Yesterday the New York Times published a bizarre editorial about remedial classes in college.

 

The editorial says that former Secretary of Education Arne Duncan was right when he said that the students who opt out are poorly educated, and their parents are “white suburban moms” who were disappointed to discover that their children aren’t so smart after all. Duncan always liked to say that America’s children had been “dummied down,” and no one was willing to tell the unpleasant truth but him.

 

The Times‘ editorial said that large numbers of suburban students need remediation when they get to college. This conclusion, it said, was based on a study by an advocacy group called Education Reform Now.

 

The editorial referred to Education Reform Now as a “nonprofit think tank.” ERN is nonprofit but it is certainly not a think tank. ERN is the nonprofit (c3) arm of Democrats for Education Reform (DFER), the organization of hedge fund managers that loves charter schools, high-stakes testing, and Common Core. It has a vested interest in saying that American public schools are failing, failing, failing so as to spur its campaign to privatize public education.

 

ERN sponsors “Camp Philos,” an annual affair where important political figures meet in the woods with hedge fund managers to figure out how to reform public schools that none of them ever sent their own children to. In 2014, its star education reformer was Governor Cuomo.
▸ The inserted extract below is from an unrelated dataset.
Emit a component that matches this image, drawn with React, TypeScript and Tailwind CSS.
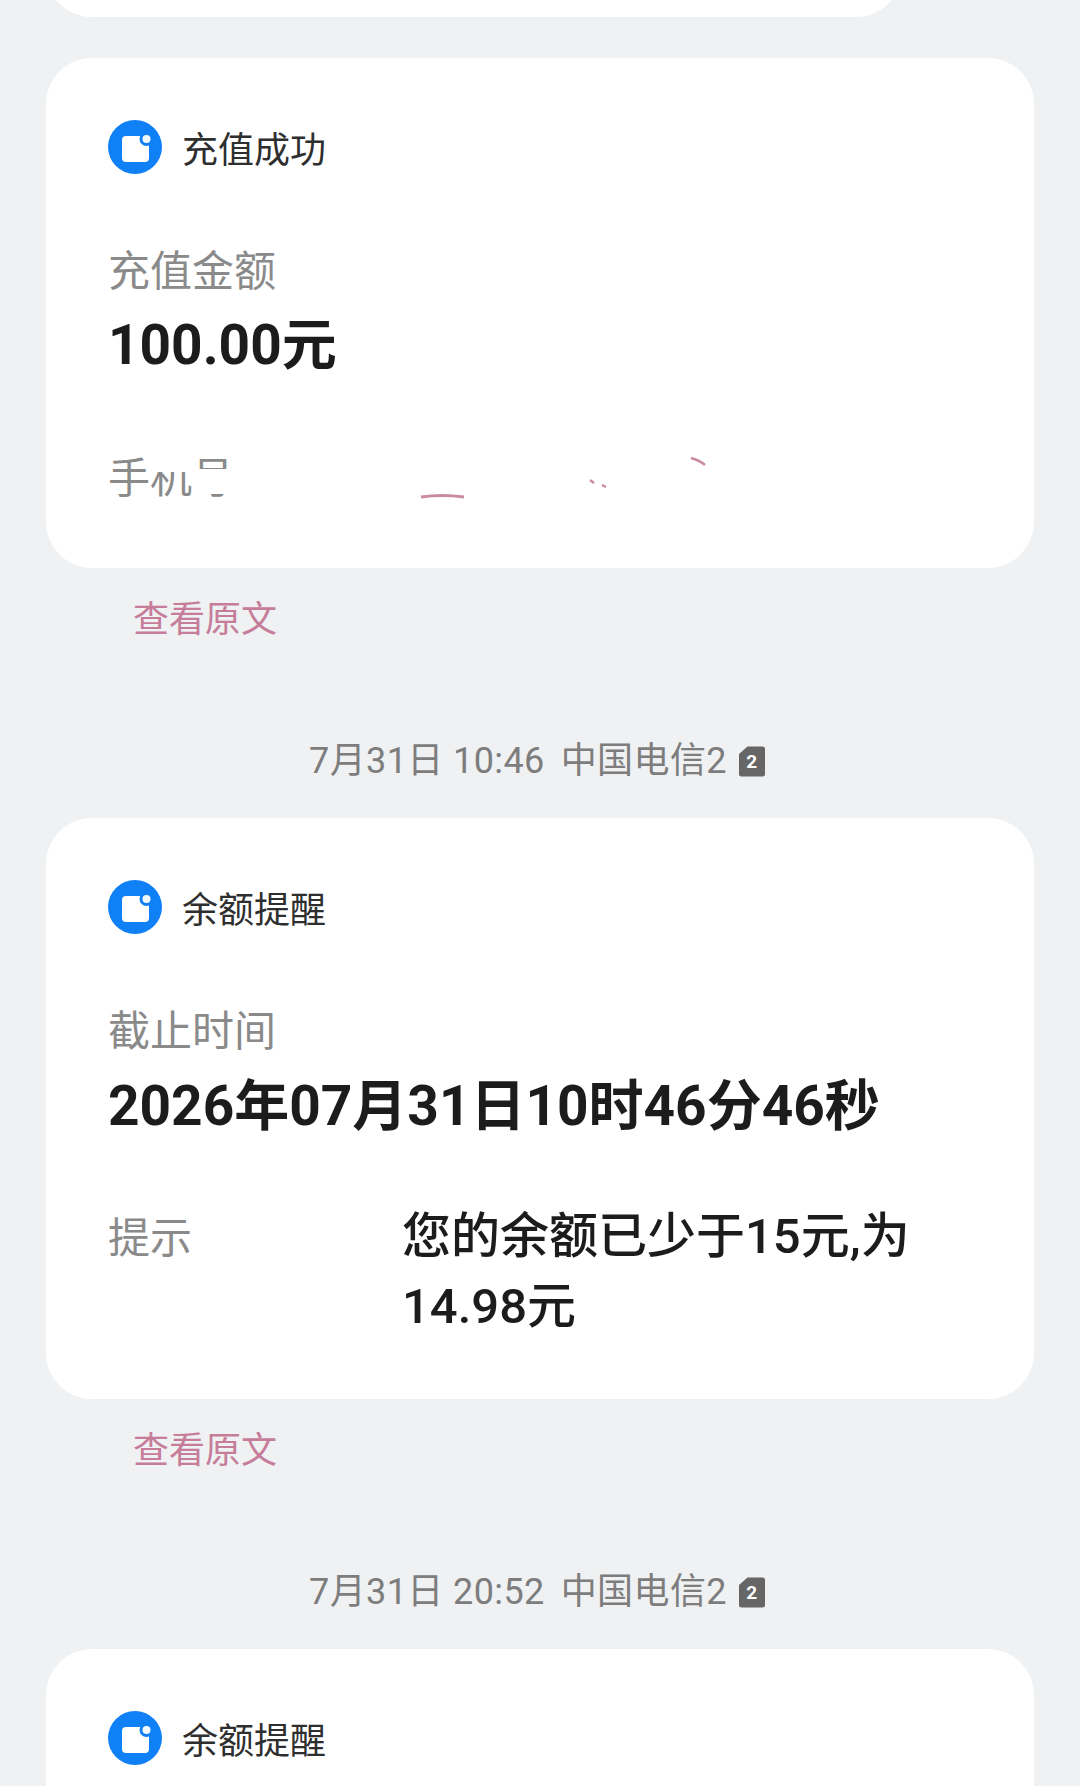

At its 2015 meeting on Martha’s Vineyard, Mayor Rahm Emanuel was a keynote speaker, sharing his knowledge of how to reform public education by closing public schools en masse.

 

The staff director of ERN is Shavar Jeffries, who ran for mayor of Newark and lost to Ras Baraka. Jeffries was supported by DFER, which hired him after his loss.

 

Consider the board of directors. Every one of them is from Wall Street.

 

The authors of the report are staff members at ERN who come from public policy backgrounds.

 

Curiously, the editorial has a link to the words “Education Department,” but no link to the ERN policy brief.

 

The New York Times‘ editorial board has been a tireless advocate for the Common Core and for high-stakes testing. It has been a reliable cheerleader for the corporate reform. Its editorials show little understanding of the opt out movement or of the opposition to the Common Core standards. It is sad that the nation’s most prestigious newspaper so consistently distorts important education issues. It must be very distressing to the Times’ editorial board that the New York Board of Regents is now led by an experienced educator who does not share their zeal to tear down the nation’s public schools and abet privatization.